In that previous sentence, I almost wrote “for residents and homeowners to explore”—but I wonder if you really need to be a homeowner to take advantage of these unpublicized zones of building permission? Is simply being a citizen enough, or must you own property to participate in the realm of minor architecture? Or is there even an unacknowledged world of building practices legally open to construction by non-citizens—by people who, legally speaking, reside nowhere?

In the intersection between architecture and permission, what spaces are possible and who has the right to realize them? What are the possibilities for architectural insurrection—or, at the very least, aesthetic experimentation?

[Image: An awesome glimpse of “the permission we already have,” courtesy of SUB-PLAN by David Knight and Finn Williams; view larger].

In Sweden, for instance, there is a type of small garden shed known as the friggebod, named after Birgit Friggebo, Sweden’s former housing minister. “The term is a wordplay based on the common term bod: (tool) shed; shack,” Wiktionary explains. “The friggebod reform implied that anyone could build a shed of maximum 10 square meters on their premises without obtaining a construction permit from the municipality. In Sweden, the reform became a widely popular symbol of liberalization. From the onset of 2008, the area was increased to 15 square meters.”

These autonomous planning zones, so to speak, open up architectural production to non-architects in a possibly quite radical way. So how do we take advantage of them?

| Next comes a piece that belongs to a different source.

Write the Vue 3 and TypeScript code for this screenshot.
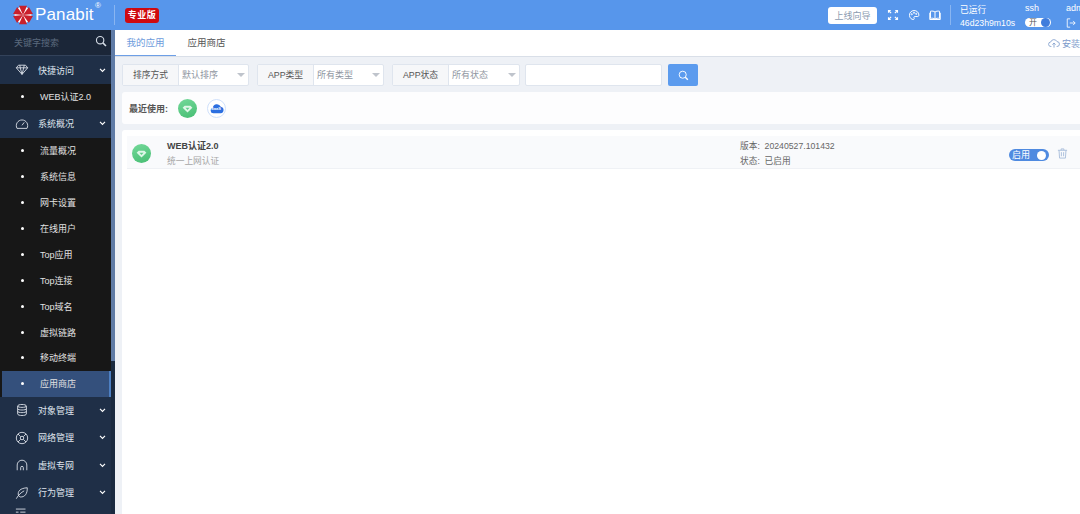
<script setup lang="ts">
interface SubItem {
  label: string
  active?: boolean
}

interface MenuGroup {
  label: string
  icon: string
  children: SubItem[]
}

const icons: Record<string, string> = {
  gem: 'M4 2.500h8l2.500 3L8 13 1.500 5.500zM1.500 5.500h13M6 5.500l2 7.500 2-7.500M5.500 2.500l.5 3M10.500 2.500l-.5 3',
  gauge: 'M2.300 13a6.500 6.500 0 1 1 11.400 0zM8 9.500l2.600-3.400',
  db: 'M3 3.500c0-2.400 10-2.400 10 0v9c0 2.400-10 2.400-10 0zM3 3.500c0 2 10 2 10 0M3 6.500c0 2 10 2 10 0M3 9.500c0 2 10 2 10 0',
  net: 'M8 1.500a6.500 6.500 0 1 1 0 13 6.500 6.500 0 0 1 0-13zM3.400 3.400l3 3M12.600 3.400l-3 3M3.400 12.600l3-3M12.600 12.600l-3-3M8 6a2 2 0 1 1 0 4 2 2 0 0 1 0-4z',
  arch: 'M2.500 14V8a5.500 5.500 0 0 1 11 0v6M6.500 14v-3a1.500 1.500 0 0 1 3 0v3',
  leaf: 'M4 11C2.500 6 6 2.500 14 2c.3 7-3 11-8 10.500zM1.500 14.500C4 10 7 7.500 10.500 5.500',
  list: 'M1 -4.500h11M1 -1h3M6 -1h6M1 2.500h11M1 6h11'
}

const menu: MenuGroup[] = [
  { label: '快捷访问', icon: 'gem', children: [{ label: 'WEB认证2.0' }] },
  {
    label: '系统概况',
    icon: 'gauge',
    children: [
      { label: '流量概况' },
      { label: '系统信息' },
      { label: '网卡设置' },
      { label: '在线用户' },
      { label: 'Top应用' },
      { label: 'Top连接' },
      { label: 'Top域名' },
      { label: '虚拟链路' },
      { label: '移动终端' },
      { label: '应用商店', active: true }
    ]
  },
  { label: '对象管理', icon: 'db', children: [] },
  { label: '网络管理', icon: 'net', children: [] },
  { label: '虚拟专网', icon: 'arch', children: [] },
  { label: '行为管理', icon: 'leaf', children: [] },
  { label: '', icon: 'list', children: [] }
]

const filters = [
  { label: '排序方式', value: '默认排序' },
  { label: 'APP类型', value: '所有类型' },
  { label: 'APP状态', value: '所有状态' }
]

// umbrella wedges: six red panels around the centre, white shows between them
const wedges = [0, 60, 120, 180, 240, 300].map((deg) => {
  const at = (a: number) => {
    const r = ((a - 90) * Math.PI) / 180
    return `${(10 + 10 * Math.cos(r)).toFixed(2)} ${(10 + 10 * Math.sin(r)).toFixed(2)}`
  }
  return `M10 10L${at(deg - 24)}L${at(deg + 24)}Z`
})
</script>

<template>
  <div class="page">
    <header class="topbar">
      <div class="logo">
        <svg class="logo-mark" viewBox="0 0 20 20">
          <circle cx="10" cy="10" r="8.500" fill="#fff" />
          <path v-for="d in wedges" :key="d" :d="d" fill="#c9202b" />
        </svg>
        <span class="logo-text">Panabit</span>
        <sup class="logo-reg">®</sup>
      </div>
      <span class="top-sep"></span>
      <span class="edition">专业版</span>

      <div class="top-right">
        <button class="guide">上线向导</button>
        <svg class="top-icon" viewBox="0 0 16 16" fill="none" stroke="#fff" stroke-width="1.500">
          <path d="M2 5V2h3M14 5V2h-3M2 11v3h3M14 11v3h-3M3 3l2.500 2.500M13 3l-2.500 2.500M3 13l2.500-2.500M13 13l-2.500-2.500" />
        </svg>
        <svg class="top-icon" viewBox="0 0 16 16" fill="none" stroke="#fff" stroke-width="1.300">
          <path d="M8 2a6.500 6 0 0 0-6 6.500C2 12 5 14 7 14c1.500 0 1.500-1.200 1-2-.5-1 0-2 1.500-2H13c1 0 1.500-.8 1.500-2C14.500 4.500 11.500 2 8 2z" />
          <circle cx="5" cy="7" r=".8" />
          <circle cx="8" cy="5" r=".8" />
          <circle cx="11" cy="6.500" r=".8" />
        </svg>
        <svg class="top-icon" viewBox="0 0 16 16" fill="none" stroke="#fff" stroke-width="1.300">
          <path d="M8 4C6.500 2.800 4 2.500 2 3v9.500c2-.5 4.500-.2 6 1 1.500-1.200 4-1.500 6-1V3c-2-.5-4.500-.2-6 1zM8 4v9.500M1 5v9h14V5" />
        </svg>
        <span class="top-sep right"></span>
        <div class="uptime">
          <span>已运行</span>
          <span>46d23h9m10s</span>
        </div>
        <div class="ssh">
          <span>ssh</span>
          <span class="ssh-switch">开<i></i></span>
        </div>
        <div class="admin">
          <span>admin</span>
          <svg viewBox="0 0 12 12" fill="none" stroke="#fff" stroke-width="1">
            <path d="M5 1H1.500v10H5M4.500 6H11M8.500 3.500 11 6 8.500 8.500" />
          </svg>
        </div>
      </div>
    </header>

    <div class="body">
      <aside class="sidebar">
        <div class="side-main">
          <div class="side-search">
            <span>关键字搜索</span>
            <svg viewBox="0 0 14 14" fill="none" stroke="#d5dce6" stroke-width="1.300">
              <circle cx="6" cy="6" r="4.300" />
              <path d="m9.200 9.200 3.600 3.600" stroke-width="1.800" />
            </svg>
          </div>
          <template v-for="group in menu" :key="group.label">
            <div class="group-head" :class="{ plain: !group.children.length }">
              <svg class="group-icon" viewBox="0 0 16 16" fill="none" stroke="#dfe4ec" stroke-width="1">
                <path :d="icons[group.icon]" />
              </svg>
              <span>{{ group.label }}</span>
              <svg v-if="group.label" class="chevron" viewBox="0 0 8 6" fill="none" stroke="#fff" stroke-width="1.400">
                <path d="m1 1 3 3 3-3" />
              </svg>
            </div>
            <div v-if="group.children.length" class="group-body">
              <div
                v-for="item in group.children"
                :key="item.label"
                class="sub-item"
                :class="{ active: item.active }"
              >
                <i class="dot"></i>
                <span>{{ item.label }}</span>
              </div>
            </div>
          </template>
        </div>
        <div class="side-track"><div class="side-thumb"></div></div>
      </aside>

      <main class="content">
        <nav class="tabs">
          <a class="tab current">我的应用</a>
          <a class="tab">应用商店</a>
          <span class="install">
            <svg viewBox="0 0 16 14" fill="none" stroke="#7d9ccb" stroke-width="1.100">
              <path d="M4.500 11H4a3 3 0 0 1-.4-6A4.500 4.500 0 0 1 12 4.500a3.200 3.200 0 0 1 0 6.500h-.5M8 12.500V6.500M5.800 8.500 8 6.300l2.200 2.200" />
            </svg>
            安装应用
          </span>
        </nav>

        <div class="main-area">
          <div class="filter-row">
            <div v-for="f in filters" :key="f.label" class="filter">
              <span class="filter-label">{{ f.label }}</span>
              <span class="filter-value">{{ f.value }}<i class="caret"></i></span>
            </div>
            <div class="filter-input"></div>
            <button class="search-btn">
              <svg viewBox="0 0 14 14" fill="none" stroke="#fff" stroke-width="1.200">
                <circle cx="6" cy="6" r="4.500" />
                <path d="m9.300 9.300 3.200 3.200" stroke-width="1.700" />
              </svg>
            </button>
          </div>

          <section class="recent">
            <span class="recent-label">最近使用:</span>
            <span class="app-icon">
              <svg viewBox="0 0 16 16"><path d="M4.500 4.500h7l2.500 2.500-6 6-6-6z" fill="#dff7e8" /><path d="M5.500 7h5L8 9.800z" fill="#5fcf8a" /></svg>
            </span>
            <span class="saas-icon">
              <svg viewBox="0 0 16 12">
                <path d="M3.800 11.500a3.300 3.300 0 0 1-.6-6.500A4.800 4.800 0 0 1 12.300 4a3.800 3.800 0 0 1 0 7.500z" fill="#2c6fe0" />
              </svg>
              <em>SaaS</em>
            </span>
          </section>

          <section class="list">
            <div class="app-row">
              <span class="app-icon">
                <svg viewBox="0 0 16 16"><path d="M4.500 4.500h7l2.500 2.500-6 6-6-6z" fill="#dff7e8" /><path d="M5.500 7h5L8 9.800z" fill="#5fcf8a" /></svg>
              </span>
              <div class="app-name">
                <strong>WEB认证2.0</strong>
                <span>统一上网认证</span>
              </div>
              <div class="app-meta">
                <span>版本:&nbsp;&nbsp;20240527.101432</span>
                <span>状态:&nbsp;&nbsp;已启用</span>
              </div>
              <span class="app-switch">启用<i></i></span>
              <svg class="trash" viewBox="0 0 12 12" fill="none" stroke="#a9bddb" stroke-width="1">
                <path d="M1 2.500h10M4.500 2.500V1h3v1.500M2.200 2.500l.6 8.500h6.400l.6-8.500M4.800 4.500v4.500M7.200 4.500v4.500" />
              </svg>
            </div>
          </section>
        </div>
      </main>
    </div>
  </div>
</template>

<style>
html,
body {
  margin: 0;
  overflow: hidden;
}
</style>

<style scoped>
.page {
  width: 1080px;
  height: 514px;
  overflow: hidden;
  display: flex;
  flex-direction: column;
  font-family: "Liberation Sans", "Noto Sans CJK SC", sans-serif;
  font-size: 9px;
  color: #444;
}

.topbar {
  flex: 0 0 30px;
  height: 30px;
  background: #5796eb;
  display: flex;
  align-items: center;
  color: #fff;
}

.logo {
  display: flex;
  align-items: center;
  margin-left: 13px;
  width: 101px;
  position: relative;
}

.logo-mark {
  width: 20px;
  height: 20px;
  flex: none;
}

.logo-text {
  font-size: 17px;
  letter-spacing: 0.15px;
  margin-left: 2px;
}

.logo-reg {
  position: absolute;
  left: 82px;
  top: -3px;
  font-size: 8px;
  margin: 0;
  line-height: 1;
}

.top-sep {
  width: 1px;
  height: 20px;
  background: rgba(255, 255, 255, 0.3);
}

.top-sep.right {
  margin-left: 9px;
}

.edition {
  margin-left: 10px;
  background: #cf0a10;
  border-radius: 3px;
  width: 34px;
  height: 15px;
  line-height: 15px;
  text-align: center;
  font-size: 9px;
  letter-spacing: 0.5px;
  font-weight: 700;
  white-space: nowrap;
}

.top-right {
  margin-left: auto;
  margin-right: -33px;
  display: flex;
  align-items: center;
  flex: none;
}

.guide {
  width: 49px;
  height: 17px;
  border: 0;
  padding: 0;
  border-radius: 3px;
  background: #fff;
  color: #8b9bb0;
  font: inherit;
  margin-right: 10px;
}

.top-icon {
  width: 12px;
  height: 12px;
  margin-right: 9px;
}

.top-icon:nth-of-type(3) {
  margin-right: 0;
}

.uptime {
  display: flex;
  flex-direction: column;
  line-height: 13px;
  margin-left: 9px;
  margin-top: 3px;
  width: 65px;
  font-size: 8.700px;
  white-space: nowrap;
}

.ssh {
  display: flex;
  flex-direction: column;
  align-items: flex-start;
  margin-top: -2px;
  width: 41px;
  line-height: 12px;
}

.ssh-switch {
  margin-top: 4px;
  width: 26px;
  height: 9px;
  border-radius: 5px;
  background: #fff;
  color: #555;
  font-size: 8px;
  line-height: 9px;
  padding-left: 4px;
  box-sizing: border-box;
  position: relative;
}

.ssh-switch i {
  position: absolute;
  right: 1px;
  top: 0;
  width: 9px;
  height: 9px;
  border-radius: 50%;
  background: #3f7ddc;
}

.admin {
  display: flex;
  flex-direction: column;
  line-height: 12px;
  margin-top: -1px;
  width: 47px;
}

.admin svg {
  width: 10px;
  height: 10px;
  margin-top: 4px;
}

.body {
  flex: 1;
  min-height: 0;
  display: flex;
}

.sidebar {
  flex: 0 0 115px;
  display: flex;
  background: #1f2f47;
  overflow: hidden;
}

.side-main {
  width: 111px;
  flex: none;
}

.side-search {
  height: 25px;
  background: #1b2638;
  border-bottom: 1px solid #33425a;
  display: flex;
  align-items: center;
  justify-content: space-between;
  padding: 0 4px 0 14px;
  color: #5c6a7e;
}

.side-search svg {
  width: 12px;
  height: 12px;
  margin-top: -3px;
}

.group-head {
  height: 28px;
  display: flex;
  align-items: center;
  color: #dfe4ec;
}

.group-head.plain {
  height: 27.400px;
}

.group-icon {
  width: 14px;
  height: 14px;
  margin-left: 15px;
  flex: none;
  overflow: visible;
}

.group-head span {
  margin-left: 9px;
}

.chevron {
  width: 7px;
  height: 5px;
  margin-left: auto;
  margin-right: 5px;
}

.group-body {
  background: #171717;
}

.sub-item {
  height: 25.900px;
  display: flex;
  align-items: center;
  color: #e2e2e2;
  box-sizing: border-box;
  padding-left: 21px;
}

.sub-item .dot {
  width: 3px;
  height: 3px;
  border-radius: 50%;
  background: #fff;
  margin-right: 16px;
  flex: none;
}

.sub-item.active {
  background: #34507c;
  margin-left: 2px;
  padding-left: 19px;
  border-right: 2px solid #4d7fc2;
}

.side-track {
  width: 4px;
  background: #1a2a40;
}

.side-thumb {
  height: 331px;
  background: #5f7ba6;
}

.content {
  flex: 1;
  min-width: 0;
  display: flex;
  flex-direction: column;
  background: #eef1f6;
}

.tabs {
  height: 26px;
  flex: none;
  background: #fff;
  border-bottom: 1px solid #d9dfe8;
  display: flex;
  align-items: stretch;
  position: relative;
}

.tab {
  width: 61px;
  text-align: center;
  line-height: 26px;
  font-size: 9.500px;
  color: #555;
}

.tab.current {
  color: #6d9bdc;
  box-shadow: inset 0 -1px 0 #6d9fe6;
}

.install {
  margin-left: auto;
  margin-right: -18px;
  display: flex;
  align-items: center;
  color: #7d9ccb;
  white-space: nowrap;
}

.install svg {
  width: 12px;
  height: 11px;
  margin-right: 2px;
}

.main-area {
  flex: 1;
  min-height: 0;
  padding: 7px 0 0 7px;
  display: flex;
  flex-direction: column;
}

.filter-row {
  height: 22px;
  display: flex;
  gap: 8px;
}

.filter {
  display: flex;
  width: 127px;
  height: 22px;
  box-sizing: border-box;
  border: 1px solid #dfe5ee;
  border-radius: 2px;
  background: #fff;
}

.filter:nth-child(3) {
  width: 128px;
}

.filter-label {
  width: 55px;
  flex: none;
  background: #f6f7f9;
  border-right: 1px solid #dfe5ee;
  text-align: center;
  line-height: 20px;
  color: #555;
  font-size: 8.800px;
}

.filter-value {
  flex: 1;
  padding-left: 3px;
  line-height: 20px;
  color: #8f96a1;
  position: relative;
}

.caret {
  position: absolute;
  right: 3px;
  top: 8px;
  border: 4.500px solid transparent;
  border-top: 4px solid #bfc4cc;
  border-bottom: 0;
}

.filter-input {
  width: 137px;
  height: 22px;
  box-sizing: border-box;
  border: 1px solid #dfe5ee;
  border-radius: 2px;
  background: #fff;
  margin-left: -3px;
}

.search-btn {
  width: 30px;
  height: 22px;
  border: 0;
  padding: 0;
  border-radius: 2px;
  background: #5b9bee;
  margin-left: -2px;
  display: flex;
  align-items: center;
  justify-content: center;
}

.search-btn svg {
  width: 11px;
  height: 11px;
}

.recent {
  margin-top: 6px;
  height: 32px;
  flex: none;
  background: #fdfdfe;
  border-radius: 3px 0 0 3px;
  display: flex;
  align-items: center;
  padding-left: 7px;
}

.recent-label {
  width: 49px;
  font-weight: 700;
  color: #555;
}

.app-icon {
  width: 19px;
  height: 19px;
  border-radius: 50%;
  background: linear-gradient(160deg, #74d99a, #46bd72);
  display: inline-flex;
  align-items: center;
  justify-content: center;
  flex: none;
}

.app-icon svg {
  width: 13px;
  height: 13px;
}

.saas-icon {
  width: 19px;
  height: 19px;
  margin-left: 10px;
  border-radius: 50%;
  background: #fff;
  border: 1.500px solid #cfe0fb;
  box-sizing: border-box;
  position: relative;
  display: inline-flex;
  align-items: center;
  justify-content: center;
}

.saas-icon svg {
  width: 14px;
  height: 11px;
}

.saas-icon em {
  position: absolute;
  left: 2px;
  top: 6px;
  width: 12px;
  text-align: center;
  font-size: 4px;
  line-height: 5px;
  font-style: normal;
  font-weight: 700;
  color: #fff;
}

.list {
  margin-top: 6px;
  flex: 1;
  background: #fff;
  border-radius: 3px 0 0 0;
  padding: 6px 0 0 5px;
}

.app-row {
  height: 32px;
  background: #f9fafc;
  border-bottom: 1px solid #eff1f5;
  display: flex;
  align-items: center;
  position: relative;
}

.app-row > .app-icon {
  margin-left: 5px;
  margin-top: 3px;
}

.app-name {
  margin-left: 16px;
  width: 573px;
  display: flex;
  flex-direction: column;
  line-height: 15px;
  margin-top: 4px;
}

.app-name strong {
  color: #444;
}

.app-name span {
  color: #a6a6a6;
  font-size: 8.700px;
}

.app-meta {
  width: 269px;
  display: flex;
  flex-direction: column;
  line-height: 15px;
  margin-top: 3px;
  color: #666;
  font-size: 8.700px;
}

.app-switch {
  width: 40px;
  height: 12px;
  border-radius: 6px;
  background: #4f8ae0;
  color: #fff;
  line-height: 12px;
  padding-left: 3px;
  box-sizing: border-box;
  position: relative;
  margin-top: 6px;
}

.app-switch i {
  position: absolute;
  right: 3px;
  top: 1.500px;
  width: 9px;
  height: 9px;
  border-radius: 50%;
  background: #fff;
}

.trash {
  width: 11px;
  height: 11px;
  margin-left: 8px;
  margin-top: 2px;
}
</style>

[Images: Another mind-bending example of “the permission we already have,” courtesy of SUB-PLAN by David Knight and Finn Williams].

Next week’s event in London bills itself as follows:

Though apparently at the humble end of the planning system, recent changes to Permitted Development rights are a treasure trove of architectural potential. The new breed of lean-tos, loft conversions, sheds and summerhouses they allow could have far-reaching and surprising consequences for UK towns and countryside. Finn Williams and David Knight will present recent projects which explore and exploit Permitted Development rules.

I’d love to hear how this goes, in case anyone there can report back. To be honest, I think this type of research is both jaw-dropping and urgently needed elsewhere. What unknown architectural permissions exist for the residents of Manhattan, LA, Beijing, São Paulo…?

What future DIY architectures have yet to arise around us—and when will we set about constructing them?